Quote each line of the material verbatim, without the pictures.

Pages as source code
start
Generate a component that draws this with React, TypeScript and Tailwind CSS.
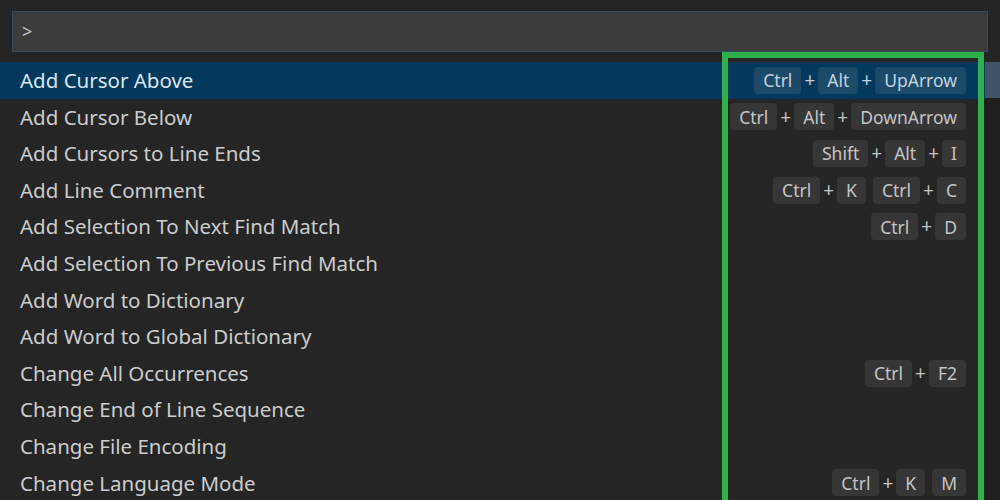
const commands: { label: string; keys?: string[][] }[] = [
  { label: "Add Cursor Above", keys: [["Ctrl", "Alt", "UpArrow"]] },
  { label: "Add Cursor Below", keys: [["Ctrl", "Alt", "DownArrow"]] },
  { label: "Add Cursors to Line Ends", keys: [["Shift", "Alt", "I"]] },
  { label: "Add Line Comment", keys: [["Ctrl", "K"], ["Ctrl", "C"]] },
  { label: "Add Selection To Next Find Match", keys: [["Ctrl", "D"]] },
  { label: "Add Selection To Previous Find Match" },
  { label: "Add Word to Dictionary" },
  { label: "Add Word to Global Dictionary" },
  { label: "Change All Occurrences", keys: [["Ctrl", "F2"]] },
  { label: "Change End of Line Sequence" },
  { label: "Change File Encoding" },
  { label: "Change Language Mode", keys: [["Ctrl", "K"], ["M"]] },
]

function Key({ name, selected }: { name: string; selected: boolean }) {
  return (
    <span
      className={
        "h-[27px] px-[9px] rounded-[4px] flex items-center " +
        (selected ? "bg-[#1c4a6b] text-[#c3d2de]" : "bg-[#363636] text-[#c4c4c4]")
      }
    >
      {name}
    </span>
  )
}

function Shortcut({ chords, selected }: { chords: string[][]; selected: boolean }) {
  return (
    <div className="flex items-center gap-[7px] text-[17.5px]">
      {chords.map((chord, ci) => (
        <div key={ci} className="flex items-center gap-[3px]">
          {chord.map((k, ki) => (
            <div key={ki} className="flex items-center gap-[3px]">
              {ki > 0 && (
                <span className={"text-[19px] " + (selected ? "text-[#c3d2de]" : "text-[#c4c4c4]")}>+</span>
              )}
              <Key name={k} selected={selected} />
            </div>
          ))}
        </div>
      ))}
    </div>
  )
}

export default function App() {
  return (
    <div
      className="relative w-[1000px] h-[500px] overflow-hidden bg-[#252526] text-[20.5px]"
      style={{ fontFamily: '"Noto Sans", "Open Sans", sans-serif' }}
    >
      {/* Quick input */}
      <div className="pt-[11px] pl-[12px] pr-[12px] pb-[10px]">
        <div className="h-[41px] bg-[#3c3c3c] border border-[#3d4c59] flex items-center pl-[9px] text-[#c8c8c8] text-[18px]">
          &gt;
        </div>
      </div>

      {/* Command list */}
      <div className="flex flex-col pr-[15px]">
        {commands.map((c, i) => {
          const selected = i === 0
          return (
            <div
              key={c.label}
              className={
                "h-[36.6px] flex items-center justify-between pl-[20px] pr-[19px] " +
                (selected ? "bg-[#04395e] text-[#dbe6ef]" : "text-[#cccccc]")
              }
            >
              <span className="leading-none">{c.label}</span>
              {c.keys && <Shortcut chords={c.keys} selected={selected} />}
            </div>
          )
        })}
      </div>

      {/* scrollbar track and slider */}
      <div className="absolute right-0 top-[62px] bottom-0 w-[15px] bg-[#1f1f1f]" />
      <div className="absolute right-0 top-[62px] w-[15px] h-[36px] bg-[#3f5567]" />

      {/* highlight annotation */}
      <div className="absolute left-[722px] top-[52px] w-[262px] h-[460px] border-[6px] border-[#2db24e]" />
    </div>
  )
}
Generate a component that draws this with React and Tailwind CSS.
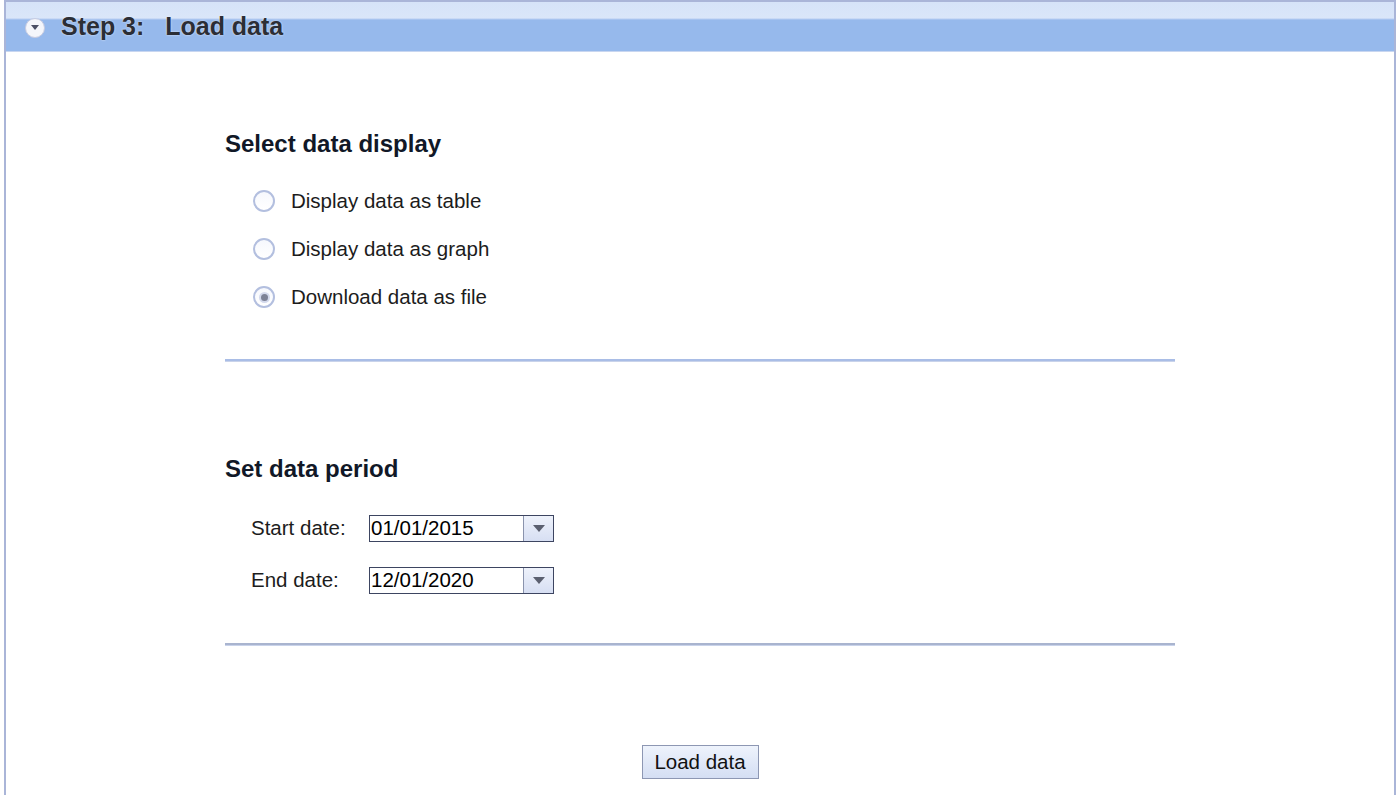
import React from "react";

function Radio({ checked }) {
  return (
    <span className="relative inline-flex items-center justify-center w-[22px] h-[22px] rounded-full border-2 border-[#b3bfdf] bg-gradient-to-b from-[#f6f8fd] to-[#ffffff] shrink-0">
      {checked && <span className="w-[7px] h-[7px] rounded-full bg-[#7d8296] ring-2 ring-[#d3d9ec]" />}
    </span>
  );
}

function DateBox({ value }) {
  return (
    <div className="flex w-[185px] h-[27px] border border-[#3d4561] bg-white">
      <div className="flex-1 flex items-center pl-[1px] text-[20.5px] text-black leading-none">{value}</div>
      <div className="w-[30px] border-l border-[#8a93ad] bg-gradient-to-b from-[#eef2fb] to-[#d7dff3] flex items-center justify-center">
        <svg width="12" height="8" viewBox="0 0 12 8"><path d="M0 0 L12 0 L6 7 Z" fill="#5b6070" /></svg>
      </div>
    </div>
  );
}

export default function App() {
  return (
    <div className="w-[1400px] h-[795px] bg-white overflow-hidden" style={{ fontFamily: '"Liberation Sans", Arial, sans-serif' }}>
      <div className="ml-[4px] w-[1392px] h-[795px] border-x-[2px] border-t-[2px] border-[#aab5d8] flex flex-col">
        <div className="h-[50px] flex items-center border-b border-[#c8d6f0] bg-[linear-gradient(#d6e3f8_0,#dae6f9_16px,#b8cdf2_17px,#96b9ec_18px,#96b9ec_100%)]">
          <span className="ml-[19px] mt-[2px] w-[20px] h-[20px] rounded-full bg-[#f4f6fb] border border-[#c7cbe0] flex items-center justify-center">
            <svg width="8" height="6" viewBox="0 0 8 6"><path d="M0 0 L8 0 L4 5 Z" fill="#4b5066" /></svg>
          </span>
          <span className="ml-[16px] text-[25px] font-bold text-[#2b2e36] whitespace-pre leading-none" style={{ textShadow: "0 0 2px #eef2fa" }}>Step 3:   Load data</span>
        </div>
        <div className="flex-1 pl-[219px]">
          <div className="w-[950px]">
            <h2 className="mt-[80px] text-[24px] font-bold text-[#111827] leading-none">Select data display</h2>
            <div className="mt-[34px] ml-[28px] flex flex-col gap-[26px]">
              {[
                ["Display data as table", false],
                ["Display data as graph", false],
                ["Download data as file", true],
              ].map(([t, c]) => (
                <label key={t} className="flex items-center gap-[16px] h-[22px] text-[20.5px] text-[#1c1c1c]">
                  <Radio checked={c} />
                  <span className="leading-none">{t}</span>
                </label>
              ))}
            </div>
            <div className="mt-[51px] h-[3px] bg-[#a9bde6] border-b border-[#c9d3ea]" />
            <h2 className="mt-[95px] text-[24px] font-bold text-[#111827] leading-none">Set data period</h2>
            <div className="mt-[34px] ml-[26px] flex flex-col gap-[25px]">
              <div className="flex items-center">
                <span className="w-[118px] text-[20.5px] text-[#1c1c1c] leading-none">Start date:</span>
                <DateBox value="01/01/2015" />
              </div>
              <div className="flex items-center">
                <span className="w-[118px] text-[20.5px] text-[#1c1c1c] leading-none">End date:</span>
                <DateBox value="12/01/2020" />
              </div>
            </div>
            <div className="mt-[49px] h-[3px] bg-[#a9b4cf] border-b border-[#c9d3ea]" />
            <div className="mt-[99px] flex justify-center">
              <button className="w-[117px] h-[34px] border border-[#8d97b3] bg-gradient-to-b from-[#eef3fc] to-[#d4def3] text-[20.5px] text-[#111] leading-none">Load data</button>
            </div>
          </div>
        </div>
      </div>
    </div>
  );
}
end
**TASK OUTPUT**
Generate a component that draws this with React, TypeScript and Tailwind CSS.
const commands: { label: string; keys?: string[][] }[] = [
  { label: "Add Cursor Above", keys: [["Ctrl", "Alt", "UpArrow"]] },
  { label: "Add Cursor Below", keys: [["Ctrl", "Alt", "DownArrow"]] },
  { label: "Add Cursors to Line Ends", keys: [["Shift", "Alt", "I"]] },
  { label: "Add Line Comment", keys: [["Ctrl", "K"], ["Ctrl", "C"]] },
  { label: "Add Selection To Next Find Match", keys: [["Ctrl", "D"]] },
  { label: "Add Selection To Previous Find Match" },
  { label: "Add Word to Dictionary" },
  { label: "Add Word to Global Dictionary" },
  { label: "Change All Occurrences", keys: [["Ctrl", "F2"]] },
  { label: "Change End of Line Sequence" },
  { label: "Change File Encoding" },
  { label: "Change Language Mode", keys: [["Ctrl", "K"], ["M"]] },
]

function Key({ name, selected }: { name: string; selected: boolean }) {
  return (
    <span
      className={
        "h-[27px] px-[9px] rounded-[4px] flex items-center " +
        (selected ? "bg-[#1c4a6b] text-[#c3d2de]" : "bg-[#363636] text-[#c4c4c4]")
      }
    >
      {name}
    </span>
  )
}

function Shortcut({ chords, selected }: { chords: string[][]; selected: boolean }) {
  return (
    <div className="flex items-center gap-[7px] text-[17.5px]">
      {chords.map((chord, ci) => (
        <div key={ci} className="flex items-center gap-[3px]">
          {chord.map((k, ki) => (
            <div key={ki} className="flex items-center gap-[3px]">
              {ki > 0 && (
                <span className={"text-[19px] " + (selected ? "text-[#c3d2de]" : "text-[#c4c4c4]")}>+</span>
              )}
              <Key name={k} selected={selected} />
            </div>
          ))}
        </div>
      ))}
    </div>
  )
}

export default function App() {
  return (
    <div
      className="relative w-[1000px] h-[500px] overflow-hidden bg-[#252526] text-[20.5px]"
      style={{ fontFamily: '"Noto Sans", "Open Sans", sans-serif' }}
    >
      {/* Quick input */}
      <div className="pt-[11px] pl-[12px] pr-[12px] pb-[10px]">
        <div className="h-[41px] bg-[#3c3c3c] border border-[#3d4c59] flex items-center pl-[9px] text-[#c8c8c8] text-[18px]">
          &gt;
        </div>
      </div>

      {/* Command list */}
      <div className="flex flex-col pr-[15px]">
        {commands.map((c, i) => {
          const selected = i === 0
          return (
            <div
              key={c.label}
              className={
                "h-[36.6px] flex items-center justify-between pl-[20px] pr-[19px] " +
                (selected ? "bg-[#04395e] text-[#dbe6ef]" : "text-[#cccccc]")
              }
            >
              <span className="leading-none">{c.label}</span>
              {c.keys && <Shortcut chords={c.keys} selected={selected} />}
            </div>
          )
        })}
      </div>

      {/* scrollbar track and slider */}
      <div className="absolute right-0 top-[62px] bottom-0 w-[15px] bg-[#1f1f1f]" />
      <div className="absolute right-0 top-[62px] w-[15px] h-[36px] bg-[#3f5567]" />

      {/* highlight annotation */}
      <div className="absolute left-[722px] top-[52px] w-[262px] h-[460px] border-[6px] border-[#2db24e]" />
    </div>
  )
}
Generate a component that draws this with React and Tailwind CSS.
import React from "react";

function Radio({ checked }) {
  return (
    <span className="relative inline-flex items-center justify-center w-[22px] h-[22px] rounded-full border-2 border-[#b3bfdf] bg-gradient-to-b from-[#f6f8fd] to-[#ffffff] shrink-0">
      {checked && <span className="w-[7px] h-[7px] rounded-full bg-[#7d8296] ring-2 ring-[#d3d9ec]" />}
    </span>
  );
}

function DateBox({ value }) {
  return (
    <div className="flex w-[185px] h-[27px] border border-[#3d4561] bg-white">
      <div className="flex-1 flex items-center pl-[1px] text-[20.5px] text-black leading-none">{value}</div>
      <div className="w-[30px] border-l border-[#8a93ad] bg-gradient-to-b from-[#eef2fb] to-[#d7dff3] flex items-center justify-center">
        <svg width="12" height="8" viewBox="0 0 12 8"><path d="M0 0 L12 0 L6 7 Z" fill="#5b6070" /></svg>
      </div>
    </div>
  );
}

export default function App() {
  return (
    <div className="w-[1400px] h-[795px] bg-white overflow-hidden" style={{ fontFamily: '"Liberation Sans", Arial, sans-serif' }}>
      <div className="ml-[4px] w-[1392px] h-[795px] border-x-[2px] border-t-[2px] border-[#aab5d8] flex flex-col">
        <div className="h-[50px] flex items-center border-b border-[#c8d6f0] bg-[linear-gradient(#d6e3f8_0,#dae6f9_16px,#b8cdf2_17px,#96b9ec_18px,#96b9ec_100%)]">
          <span className="ml-[19px] mt-[2px] w-[20px] h-[20px] rounded-full bg-[#f4f6fb] border border-[#c7cbe0] flex items-center justify-center">
            <svg width="8" height="6" viewBox="0 0 8 6"><path d="M0 0 L8 0 L4 5 Z" fill="#4b5066" /></svg>
          </span>
          <span className="ml-[16px] text-[25px] font-bold text-[#2b2e36] whitespace-pre leading-none" style={{ textShadow: "0 0 2px #eef2fa" }}>Step 3:   Load data</span>
        </div>
        <div className="flex-1 pl-[219px]">
          <div className="w-[950px]">
            <h2 className="mt-[80px] text-[24px] font-bold text-[#111827] leading-none">Select data display</h2>
            <div className="mt-[34px] ml-[28px] flex flex-col gap-[26px]">
              {[
                ["Display data as table", false],
                ["Display data as graph", false],
                ["Download data as file", true],
              ].map(([t, c]) => (
                <label key={t} className="flex items-center gap-[16px] h-[22px] text-[20.5px] text-[#1c1c1c]">
                  <Radio checked={c} />
                  <span className="leading-none">{t}</span>
                </label>
              ))}
            </div>
            <div className="mt-[51px] h-[3px] bg-[#a9bde6] border-b border-[#c9d3ea]" />
            <h2 className="mt-[95px] text-[24px] font-bold text-[#111827] leading-none">Set data period</h2>
            <div className="mt-[34px] ml-[26px] flex flex-col gap-[25px]">
              <div className="flex items-center">
                <span className="w-[118px] text-[20.5px] text-[#1c1c1c] leading-none">Start date:</span>
                <DateBox value="01/01/2015" />
              </div>
              <div className="flex items-center">
                <span className="w-[118px] text-[20.5px] text-[#1c1c1c] leading-none">End date:</span>
                <DateBox value="12/01/2020" />
              </div>
            </div>
            <div className="mt-[49px] h-[3px] bg-[#a9b4cf] border-b border-[#c9d3ea]" />
            <div className="mt-[99px] flex justify-center">
              <button className="w-[117px] h-[34px] border border-[#8d97b3] bg-gradient-to-b from-[#eef3fc] to-[#d4def3] text-[20.5px] text-[#111] leading-none">Load data</button>
            </div>
          </div>
        </div>
      </div>
    </div>
  );
}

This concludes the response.